Tri-Valley CAREs
Communities Against a Radioactive Environment
For immediate release: November 16, 2006
Livermore Weapons "Watchdog" To Address International Biological Weapons Convention Review Conference In Geneva
Group's Staff Attorney Will Advise States Parties to the Bio-Weapons Treaty Against Placement of Advanced Bio-warfare Agent Research at Nuclear Weapons Labs
for more information, contact:
Loulena Miles, Staff Attorney, Tri-Valley CAREs, (925) 443-7148
Marylia Kelley, Executive Director, Tri-Valley CAREs (925) 443-7148
Tri-Valley CAREs, the Livermore-based "watchdog" that monitors the Lawrence Livermore National Laboratory, will send its Staff Attorney to the UN Palais de Nations in Geneva, Switzerland to address the States Parties to the Biological and Toxin Weapons Convention (BWC), the international treaty banning bio-weapons that the U.S. signed in 1972.
The group's Staff Attorney, Loulena Miles, will be in Geneva November 20 through 23 to present formal remarks to the Delegates to Biological and Toxin Weapons Convention five year Review Conference during a special Non-Governmental Organization (NGO) session.
Ms. Miles' speech will focus on the dangers inherent in recent moves by the United States to collocate advanced bio-warfare research within classified nuclear weapons laboratories, including at the Lawrence Livermore National Laboratory main site in Livermore, California and Site 300 in nearby Tracy.

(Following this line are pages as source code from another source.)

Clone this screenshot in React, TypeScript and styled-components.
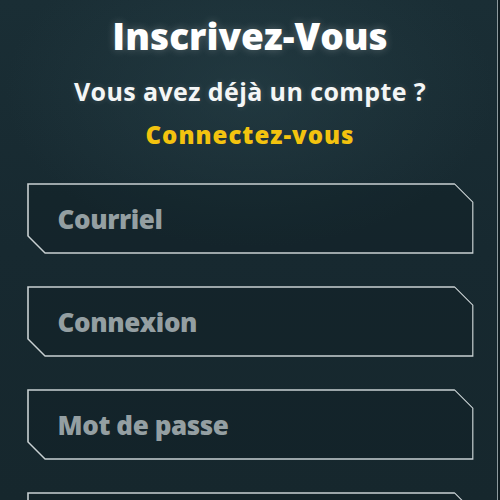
import React from "react";
import styled, { createGlobalStyle } from "styled-components";

const Global = createGlobalStyle`
  html, body { margin: 0; padding: 0; background: #0f1d23; }
  body { font-family: "Open Sans", Roboto, Arial, sans-serif; }
  * { box-sizing: border-box; }
`;

const Page = styled.div`
  position: relative;
  width: 500px;
  height: 500px;
  overflow: hidden;
  background:
    radial-gradient(ellipse 70% 45% at 50% 18%, rgba(40, 66, 74, 0.55), rgba(40, 66, 74, 0) 70%),
    linear-gradient(180deg, #1a2e35 0%, #172930 50%, #16272d 100%);
  display: flex;
  flex-direction: column;
  align-items: center;
  padding-top: 18px;
  &::after {
    content: "";
    position: absolute;
    top: 0;
    right: 2px;
    width: 1px;
    height: 100%;
    background: #8d9a9e;
  }
  &::before {
    content: "";
    position: absolute;
    top: 0;
    right: 0;
    width: 2px;
    height: 100%;
    background: #101d22;
  }
`;

const Title = styled.h1`
  margin: 0;
  font-family: "Open Sans", sans-serif;
  font-weight: 800;
  font-size: 37px;
  line-height: 36px;
  color: #ffffff;
  letter-spacing: 0px;
  text-shadow: 0 0 8px rgba(255, 255, 255, 0.25);
`;

const Subtitle = styled.p`
  margin: 24px 0 0;
  font-family: "Open Sans", sans-serif;
  font-weight: 700;
  font-size: 25px;
  line-height: 26px;
  color: #f4f6f6;
  letter-spacing: 0.4px;
  text-shadow: 0 0 6px rgba(255, 255, 255, 0.15);
`;

const Link = styled.a`
  margin-top: 18px;
  font-family: "Open Sans", sans-serif;
  font-weight: 800;
  font-size: 24px;
  line-height: 25px;
  letter-spacing: 1px;
  color: #f3c30f;
  text-decoration: none;
  cursor: pointer;
`;

const Form = styled.form`
  margin-top: 36px;
  display: flex;
  flex-direction: column;
  gap: 32px;
`;

const Field = styled.label`
  position: relative;
  display: flex;
  align-items: center;
  width: 447px;
  height: 71px;
  background: rgba(14, 28, 33, 0.35);
  clip-path: polygon(0 0, 428px 0, 447px 19px, 447px 71px, 18px 71px, 0 53px);
`;

const Outline = styled.svg`
  position: absolute;
  inset: 0;
  pointer-events: none;
`;

const Input = styled.input`
  position: relative;
  width: 100%;
  height: 100%;
  border: none;
  outline: none;
  background: transparent;
  padding: 0 0 0 31px;
  font-family: "Open Sans", sans-serif;
  font-weight: 800;
  font-size: 26px;
  letter-spacing: -0.4px;
  color: #e8eced;
  &::placeholder {
    color: #949fa2;
  }
`;

function InputField({ placeholder, type = "text" }: { placeholder: string; type?: string }) {
  return (
    <Field>
      <Outline width="447" height="71" viewBox="0 0 447 71">
        <polygon
          points="1,1 428,1 446,19 446,70 18,70 1,53"
          fill="none"
          stroke="#c9d1d3"
          strokeWidth="1.6"
        />
      </Outline>
      <Input type={type} placeholder={placeholder} />
    </Field>
  );
}

export default function App() {
  return (
    <>
      <Global />
      <Page>
        <Title>Inscrivez-Vous</Title>
        <Subtitle>Vous avez déjà un compte ?</Subtitle>
        <Link>Connectez-vous</Link>
        <Form onSubmit={(e) => e.preventDefault()}>
          <InputField placeholder="Courriel" type="email" />
          <InputField placeholder="Connexion" />
          <InputField placeholder="Mot de passe" type="password" />
          <InputField placeholder="Confirmer le mot de passe" type="password" />
        </Form>
      </Page>
    </>
  );
}
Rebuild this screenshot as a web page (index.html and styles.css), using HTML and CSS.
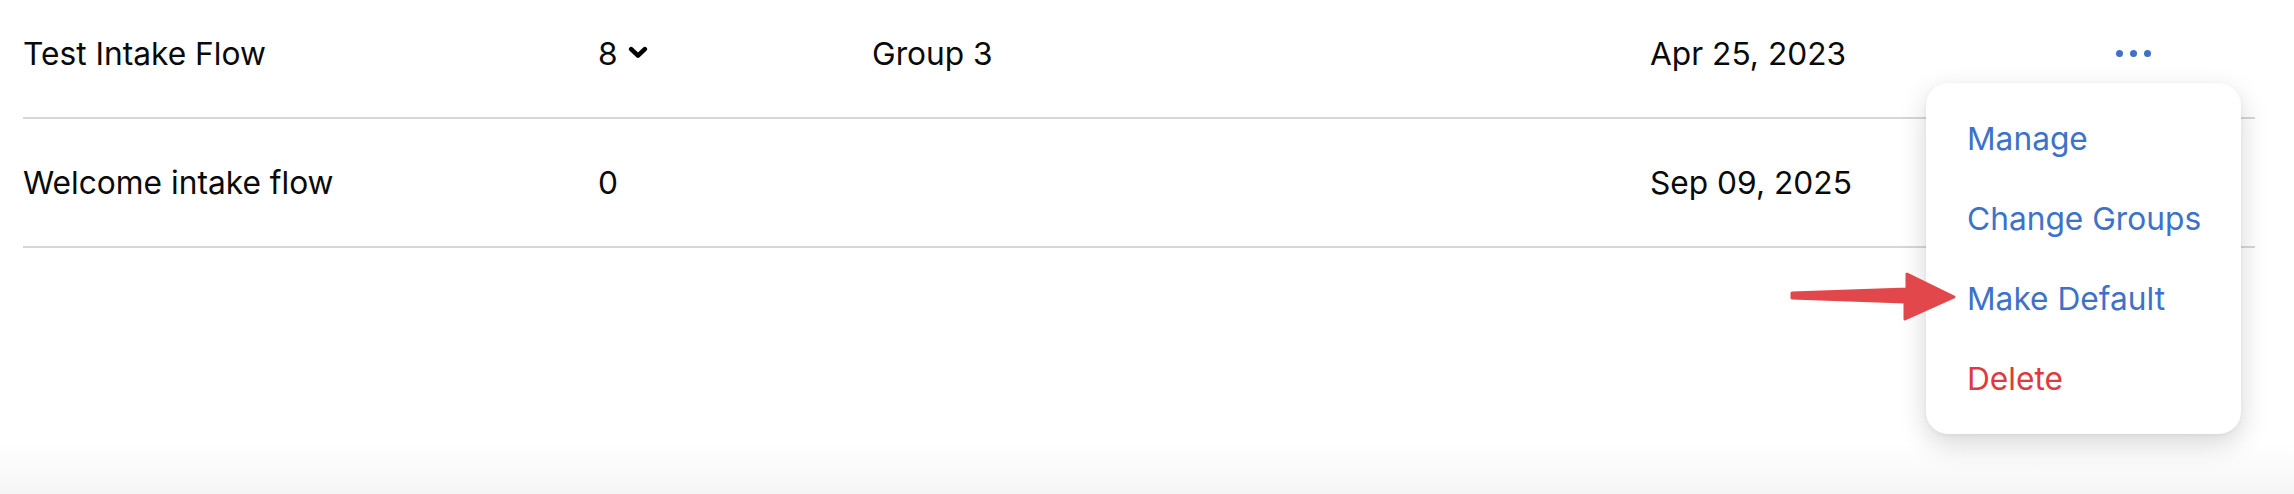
FILE: index.html
```html
<!DOCTYPE html>
<html lang="en">
<head>
<meta charset="utf-8">
<title>Intake Flows</title>
<link rel="stylesheet" href="styles.css">
</head>
<body>
<div class="page">
  <div class="table">
    <div class="row">
      <div class="cell name">Test Intake Flow</div>
      <div class="cell count">8
        <svg class="chev" width="20" height="13" viewBox="0 0 20 13"><polyline points="3.2,3.2 10,9.6 16.8,3.2" fill="none" stroke="#000" stroke-width="4.6" stroke-linecap="round" stroke-linejoin="round"/></svg>
      </div>
      <div class="cell group">Group 3</div>
      <div class="cell date">Apr 25, 2023</div>
      <div class="cell actions">
        <span class="dots"><i></i><i></i><i></i></span>
      </div>
    </div>
    <div class="row">
      <div class="cell name">Welcome intake flow</div>
      <div class="cell count">0</div>
      <div class="cell group"></div>
      <div class="cell date">Sep 09, 2025</div>
      <div class="cell actions"></div>
    </div>
  </div>

  <div class="menu">
    <div class="item">Manage</div>
    <div class="item">Change Groups</div>
    <div class="item">Make Default</div>
    <div class="item danger">Delete</div>
  </div>

  <svg class="arrow" width="175" height="58" viewBox="0 0 175 58">
    <polygon points="7,25 122,21 122,6 169,29 120,51 120,34 7,30" fill="#e2474b" stroke="#e2474b" stroke-width="3" stroke-linejoin="round"/>
  </svg>
</div>
</body>
</html>
```

FILE: styles.css
```css
html, body {
  margin: 0;
  padding: 0;
}
body {
  width: 2294px;
  height: 494px;
  overflow: hidden;
  background: linear-gradient(to bottom, #ffffff 0px, #ffffff 444px, #f5f5f5 494px);
  font-family: Inter, "Liberation Sans", sans-serif;
  color: #0a0a0a;
}
.page {
  position: relative;
  display: flow-root;
  height: 494px;
}
.table {
  margin-top: -10px;
  margin-left: 23px;
  width: 2232px;
}
.row {
  display: grid;
  grid-template-columns: 575px 274px 778px 465px 1fr;
  align-items: center;
  height: 127px;
  border-bottom: 2px solid #d6d6da;
  font-size: 31.7px;
}
.count {
  display: flex;
  align-items: center;
  gap: 10px;
}
.chev {
  display: block;
  margin-top: -2px;
}
.actions {
  display: flex;
  align-items: center;
}
.dots {
  display: flex;
  gap: 7px;
  margin-left: 1px;
}
.dots i {
  display: block;
  width: 7px;
  height: 7px;
  border-radius: 50%;
  background: #3d72c8;
}
.menu {
  position: absolute;
  left: 1926px;
  top: 83px;
  width: 315px;
  height: 351px;
  box-sizing: border-box;
  padding: 16px 0 15px 41px;
  background: #fff;
  border-radius: 22px;
  box-shadow: 0 10px 28px rgba(0, 0, 0, 0.16), 0 1px 4px rgba(0, 0, 0, 0.05);
}
.item {
  font-size: 31.7px;
  line-height: 80px;
  color: #3d72c8;
  white-space: nowrap;
}
.item.danger {
  color: #e0393e;
}
.arrow {
  position: absolute;
  left: 1785px;
  top: 268px;
}
```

The Tri-Valley CAREs Staff Attorney will call upon all nuclear weapons states to geographically segregate all advanced biological warfare agent research from classified nuclear weapons facilities. This can be effectively accomplished as a voluntary "confidence building measure" to the BWC but action must be taken now, before any such facilities are opened in the U.S., Miles' statement warns.
While in Geneva, Miles will also meet individually with delegates to the Biological and Toxin Weapons Convention and with colleague non-governmental organizations to discuss how to best strengthen the Convention and ensure its continued existence.
Ms. Miles will bring documents detailing Livermore Lab's planned expansion into bio-weapon agent research, including attempts to open a Bio-safety Level 3 (BSL-3) facility in Livermore. She will highlight as well Livermore Lab's plan to house one of the world's largest maximum containment (BSL-4) biodefense labs in the world at its high explosives testing range in Tracy. That facility would be one-half million square feet, approximately the size of 5 Wal-Mart stores, and would cost an estimated half a billion dollars to construct.
"U.S. bio-warfare agent research cannot continue to expand without oversight and accountability," noted Miles. "I am going to Geneva to call upon the United States and all nuclear weapons states to send the right signal to the rest of the world; specifically that they will be accountable and transparent - as all states should be."
Miles continued, "Advanced bio-warfare research should not be conducted in the super-secret rooms of nuclear weapons laboratories. I will call upon the nuclear weapons states to foreswear collocation of 'bugs and bombs' as a confidence building measure within the treaty regime."
Tri-Valley CAREs is located in Livermore, California and has monitored activities at the Department of Energy's Lawrence Livermore National Laboratory and other locations in the nuclear weapons complex since 1983. The organization is currently working with a network of NGO's throughout the United States to advocate against the government's problematic "biodefense building boom" in which the U.S. is funding dozens of new advanced biodefense facilities with no overarching needs assessment and little coordinated oversight or safeguards.